As for the acting, each member of the cast brought a bit of flair to each role. Bailey Fear tempered the dopey romanticism of Dan well with his descent into misguided decisions and misplaced impulsiveness. Hannah Gilchrist executed an acute sense of the coy in Alice’s character while also giving us raw glimpses of the girl beneath the mask. Ellie Hope was steely and calculating as the quick-witted Anna, and despite falling in and out of love she displayed very cleanly the photographer’s ability to remain guarded and distant throughout the heartbreak. Louis Wilson as Larry was potentially the stand out performer, having the audience guffawing at his goofy flirtation one moment and quaking in their seats at his erratic outbursts in the next. The effect was that of a man lost and lonely between love and sex whose desperation for the latter and misdirection in the former became hauntingly evident in his heated confrontation with Alice in the strip club.
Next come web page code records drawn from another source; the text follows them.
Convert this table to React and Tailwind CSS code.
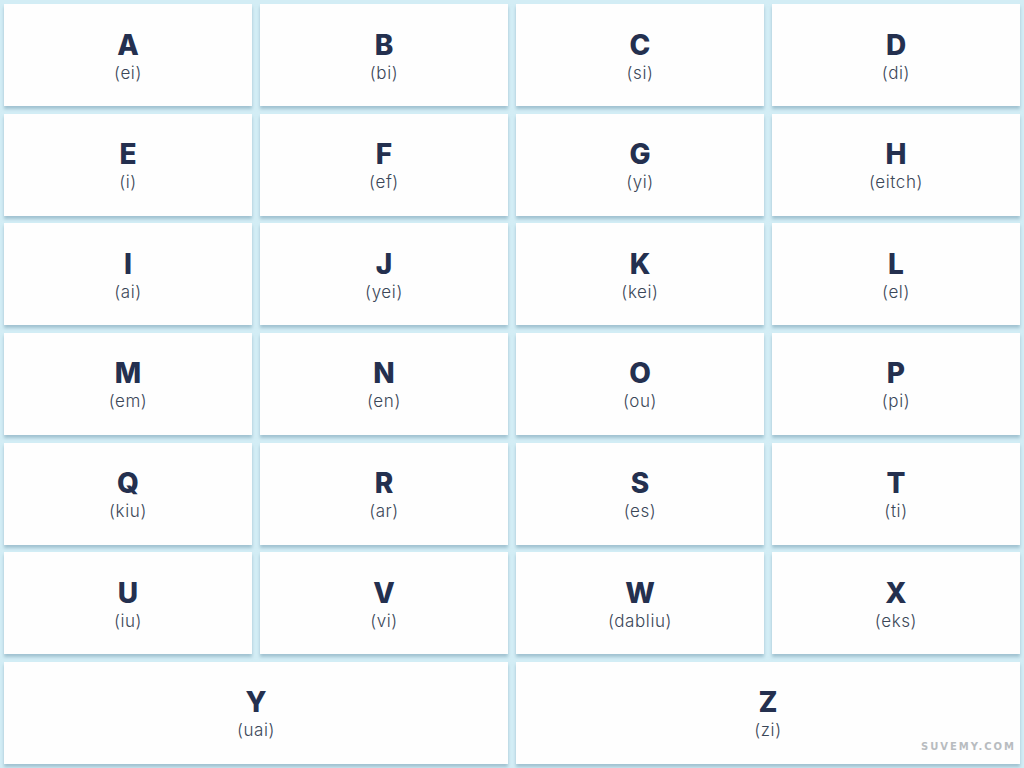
const LETTERS = [
  ['A', 'ei'], ['B', 'bi'], ['C', 'si'], ['D', 'di'],
  ['E', 'i'], ['F', 'ef'], ['G', 'yi'], ['H', 'eitch'],
  ['I', 'ai'], ['J', 'yei'], ['K', 'kei'], ['L', 'el'],
  ['M', 'em'], ['N', 'en'], ['O', 'ou'], ['P', 'pi'],
  ['Q', 'kiu'], ['R', 'ar'], ['S', 'es'], ['T', 'ti'],
  ['U', 'iu'], ['V', 'vi'], ['W', 'dabliu'], ['X', 'eks'],
  ['Y', 'uai'], ['Z', 'zi'],
];

function Card({ letter, sound, wide }) {
  return (
    <div
      className={
        'bg-[#fefefe] flex flex-col items-center justify-center pt-[2px] shadow-[0_3px_3px_rgba(120,160,180,0.55)] ' +
        (wide ? 'col-span-2' : '')
      }
    >
      <div className="text-[28px] leading-[32px] font-extrabold text-[#24304f]">{letter}</div>
      <div className="mt-[1px] text-[17px] leading-[22px] font-light tracking-[0.6px] text-[#3b4758]">({sound})</div>
    </div>
  );
}

export default function App() {
  return (
    <div
      className="relative w-[1024px] h-[768px] bg-[#d3edf5] p-[4px] overflow-hidden"
      style={{ fontFamily: 'Inter, "Open Sans", sans-serif' }}
    >
      <div className="grid grid-cols-4 grid-rows-7 gap-x-[8px] gap-y-[7.5px] h-[760px]">
        {LETTERS.map(([l, s], i) => (
          <Card key={l} letter={l} sound={s} wide={i >= 24} />
        ))}
      </div>
      <div className="absolute right-[8px] bottom-[14px] text-[10px] tracking-[2px] font-bold text-[#b8bcc0]" style={{ fontFamily: '"DejaVu Sans", sans-serif' }}>
        SUVEMY.COM
      </div>
    </div>
  );
}
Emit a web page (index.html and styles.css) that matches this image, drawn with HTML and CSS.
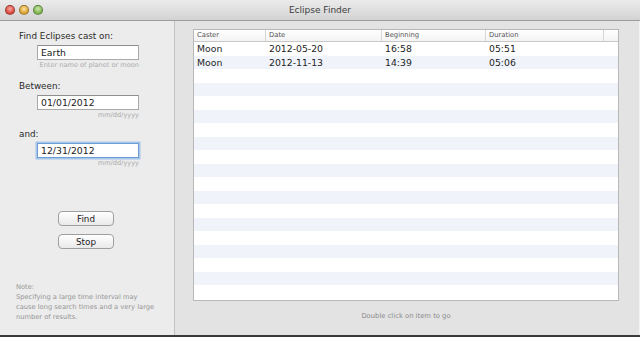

The tests of a fast-paced, fragmented script like Marber’s were evident at times with the dialogue becoming stilted and the actors slipping into a monotony of tone. However, these shortcomings were recompensed by the electricity of some of the play’s watershed moments.
Saturday night in the Barron theatre was an entertaining one, the audience was absorbed, the cast was animated, the set and tech was impressive and although in places I wanted more, I doubt anybody left the theatre feeling short-changed.